- Directions:
Print the listing in its entirety and exactly, leaving out images.

- Dataset excerpt:
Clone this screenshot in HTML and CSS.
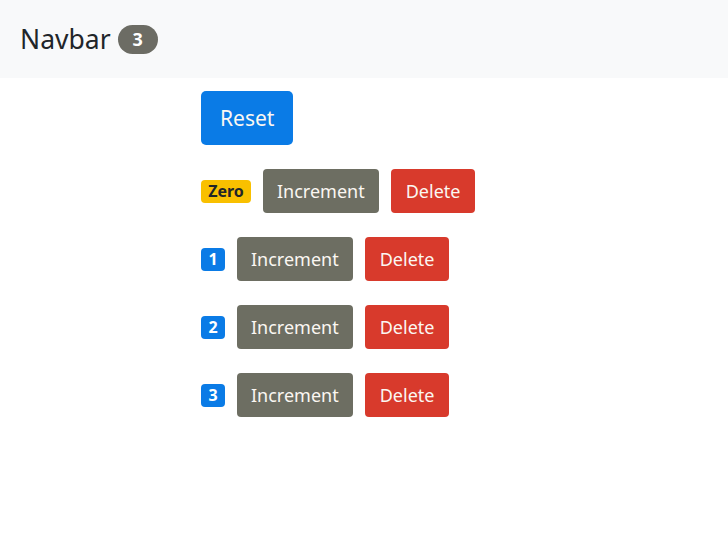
FILE: index.html
```html
<!DOCTYPE html>
<html>
<head>
<meta charset="utf-8">
<link rel="stylesheet" href="styles.css">
</head>
<body>
<nav class="navbar">
  <span class="brand">Navbar</span>
  <span class="pill">3</span>
</nav>
<main class="content">
  <button class="btn btn-lg btn-primary">Reset</button>
  <div class="row">
    <span class="badge badge-warning">Zero</span>
    <button class="btn btn-secondary">Increment</button>
    <button class="btn btn-danger">Delete</button>
  </div>
  <div class="row">
    <span class="badge badge-primary">1</span>
    <button class="btn btn-secondary">Increment</button>
    <button class="btn btn-danger">Delete</button>
  </div>
  <div class="row">
    <span class="badge badge-primary">2</span>
    <button class="btn btn-secondary">Increment</button>
    <button class="btn btn-danger">Delete</button>
  </div>
  <div class="row">
    <span class="badge badge-primary">3</span>
    <button class="btn btn-secondary">Increment</button>
    <button class="btn btn-danger">Delete</button>
  </div>
</main>
</body>
</html>
```
FILE: styles.css
```css
* { box-sizing: border-box; }
body {
  margin: 0;
  font-family: "Noto Sans", "Open Sans", sans-serif;
  background: #fff;
  color: #212529;
}
.navbar {
  height: 78px;
  background: #f8f9fa;
  display: flex;
  align-items: center;
  padding-left: 20px;
  gap: 7px;
}
.brand {
  font-size: 26.5px;
  color: #212529;
}
.pill {
  display: inline-flex;
  align-items: center;
  justify-content: center;
  width: 40px;
  height: 29px;
  border-radius: 15px;
  background: #6c6c64;
  color: #fff;
  font-weight: 700;
  font-size: 18px;
}
.content {
  padding: 13px 0 0 201px;
  display: flex;
  flex-direction: column;
  align-items: flex-start;
  gap: 24px;
}
.row {
  display: flex;
  align-items: center;
  gap: 12px;
}
.btn {
  border: none;
  font-family: inherit;
  color: #fbf7f2;
  height: 44px;
  padding: 0 14px;
  font-size: 18px;
  border-radius: 4px;
}
.btn-lg {
  height: 54px;
  padding: 0 19px;
  font-size: 21px;
  border-radius: 5px;
}
.btn-primary { background: #0a7be6; }
.btn-secondary { background: #6d6e62; }
.btn-danger { background: #d83a2c; padding: 0 15px; }
.badge {
  display: inline-flex;
  align-items: center;
  justify-content: center;
  height: 23px;
  border-radius: 4px;
  font-weight: 700;
  font-size: 16px;
}
.badge-warning {
  background: #f9c000;
  color: #212529;
  width: 50px;
}
.badge-primary {
  background: #0a7be6;
  color: #fff;
  width: 24px;
}
```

- Exercise response:
Clone this screenshot in HTML and CSS.
FILE: index.html
```html
<!DOCTYPE html>
<html>
<head>
<meta charset="utf-8">
<link rel="stylesheet" href="styles.css">
</head>
<body>
<nav class="navbar">
  <span class="brand">Navbar</span>
  <span class="pill">3</span>
</nav>
<main class="content">
  <button class="btn btn-lg btn-primary">Reset</button>
  <div class="row">
    <span class="badge badge-warning">Zero</span>
    <button class="btn btn-secondary">Increment</button>
    <button class="btn btn-danger">Delete</button>
  </div>
  <div class="row">
    <span class="badge badge-primary">1</span>
    <button class="btn btn-secondary">Increment</button>
    <button class="btn btn-danger">Delete</button>
  </div>
  <div class="row">
    <span class="badge badge-primary">2</span>
    <button class="btn btn-secondary">Increment</button>
    <button class="btn btn-danger">Delete</button>
  </div>
  <div class="row">
    <span class="badge badge-primary">3</span>
    <button class="btn btn-secondary">Increment</button>
    <button class="btn btn-danger">Delete</button>
  </div>
</main>
</body>
</html>
```
FILE: styles.css
```css
* { box-sizing: border-box; }
body {
  margin: 0;
  font-family: "Noto Sans", "Open Sans", sans-serif;
  background: #fff;
  color: #212529;
}
.navbar {
  height: 78px;
  background: #f8f9fa;
  display: flex;
  align-items: center;
  padding-left: 20px;
  gap: 7px;
}
.brand {
  font-size: 26.5px;
  color: #212529;
}
.pill {
  display: inline-flex;
  align-items: center;
  justify-content: center;
  width: 40px;
  height: 29px;
  border-radius: 15px;
  background: #6c6c64;
  color: #fff;
  font-weight: 700;
  font-size: 18px;
}
.content {
  padding: 13px 0 0 201px;
  display: flex;
  flex-direction: column;
  align-items: flex-start;
  gap: 24px;
}
.row {
  display: flex;
  align-items: center;
  gap: 12px;
}
.btn {
  border: none;
  font-family: inherit;
  color: #fbf7f2;
  height: 44px;
  padding: 0 14px;
  font-size: 18px;
  border-radius: 4px;
}
.btn-lg {
  height: 54px;
  padding: 0 19px;
  font-size: 21px;
  border-radius: 5px;
}
.btn-primary { background: #0a7be6; }
.btn-secondary { background: #6d6e62; }
.btn-danger { background: #d83a2c; padding: 0 15px; }
.badge {
  display: inline-flex;
  align-items: center;
  justify-content: center;
  height: 23px;
  border-radius: 4px;
  font-weight: 700;
  font-size: 16px;
}
.badge-warning {
  background: #f9c000;
  color: #212529;
  width: 50px;
}
.badge-primary {
  background: #0a7be6;
  color: #fff;
  width: 24px;
}
```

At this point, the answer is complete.